Il silenzio politico e mediatico su Afrin da parte della comunità internazionale, il rafforzarsi dell’Isis e dei gruppi jihadisti, appoggiati e sostenuti dalla Turchia nella guerra contro le Ypg, le crisi politiche e umanitarie, rendono la situazione particolarmente grave ed instabile.
Di fronte a tutto questo non possiamo rimanere in silenzio.
Crediamo che la solidarietà sia uno strumento fondamentale, una solidarietà attiva nei confronti di chi oggi non ha voce e ne ha un enorme bisogno.
Crediamo che attraverso la solidarietà attiva possiamo aiutare non solo a rompere il silenzio su quello che succede ad Afrin, ma anche per sensibilizzare e risvegliare le coscienze sulla gravità della minaccia rappresentata dal tentativo del regime turco di distruggere la rivoluzione democratica in Rojava.
Pensiamo che insieme possiamo rompere il silenzio complice dei nostri governi.
Crediamo che insieme possiamo essere la voce della solidarietà e dell’amore verso i popoli di Afrin e del Rojava che hanno combattuto il terrorismo dell’Isis con immenso coraggio e determinazione, per assicurarci la pace.

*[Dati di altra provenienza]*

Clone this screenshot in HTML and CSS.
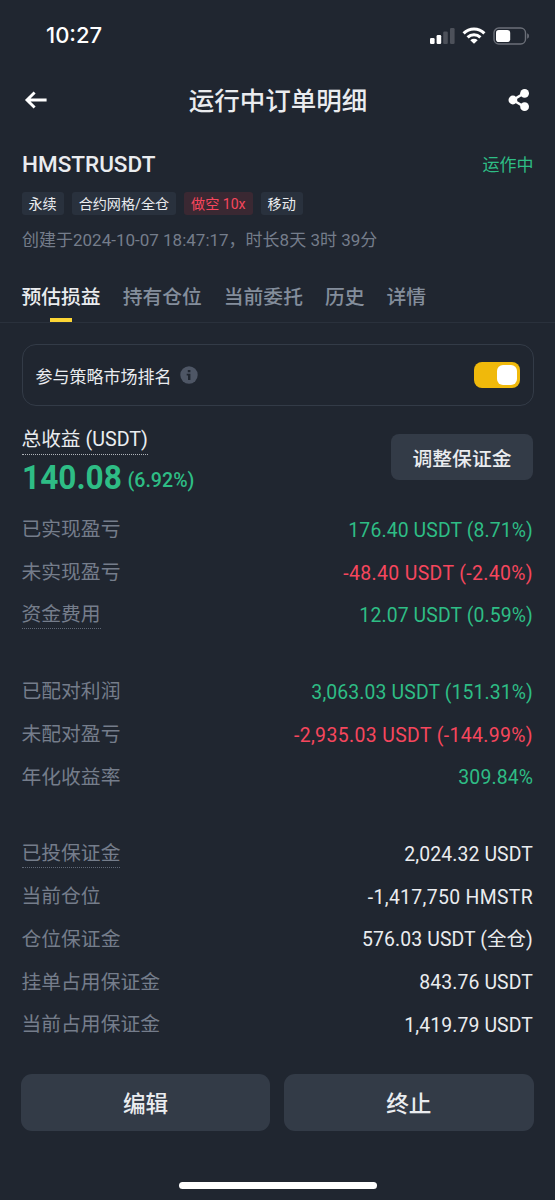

Vi chiediamo di unirvi a noi in una campagna di raccolta fondi, di respiro globale, per le donne e gli uomini di Afrin. La campagna avrà la durata di un mese e verrà lanciata il 25 aprile.
Contro le ingiustizie imposte agli oppressi, a chi non ha voce e agli emarginati dobbiamo resistere e lottare con la consapevolezza che la nostra solidarietà, umana e politica, può e deve fare la sua parte nella lotta contro il fascismo turco e jihadista e a sostegno della rivoluzione confederale e democratica.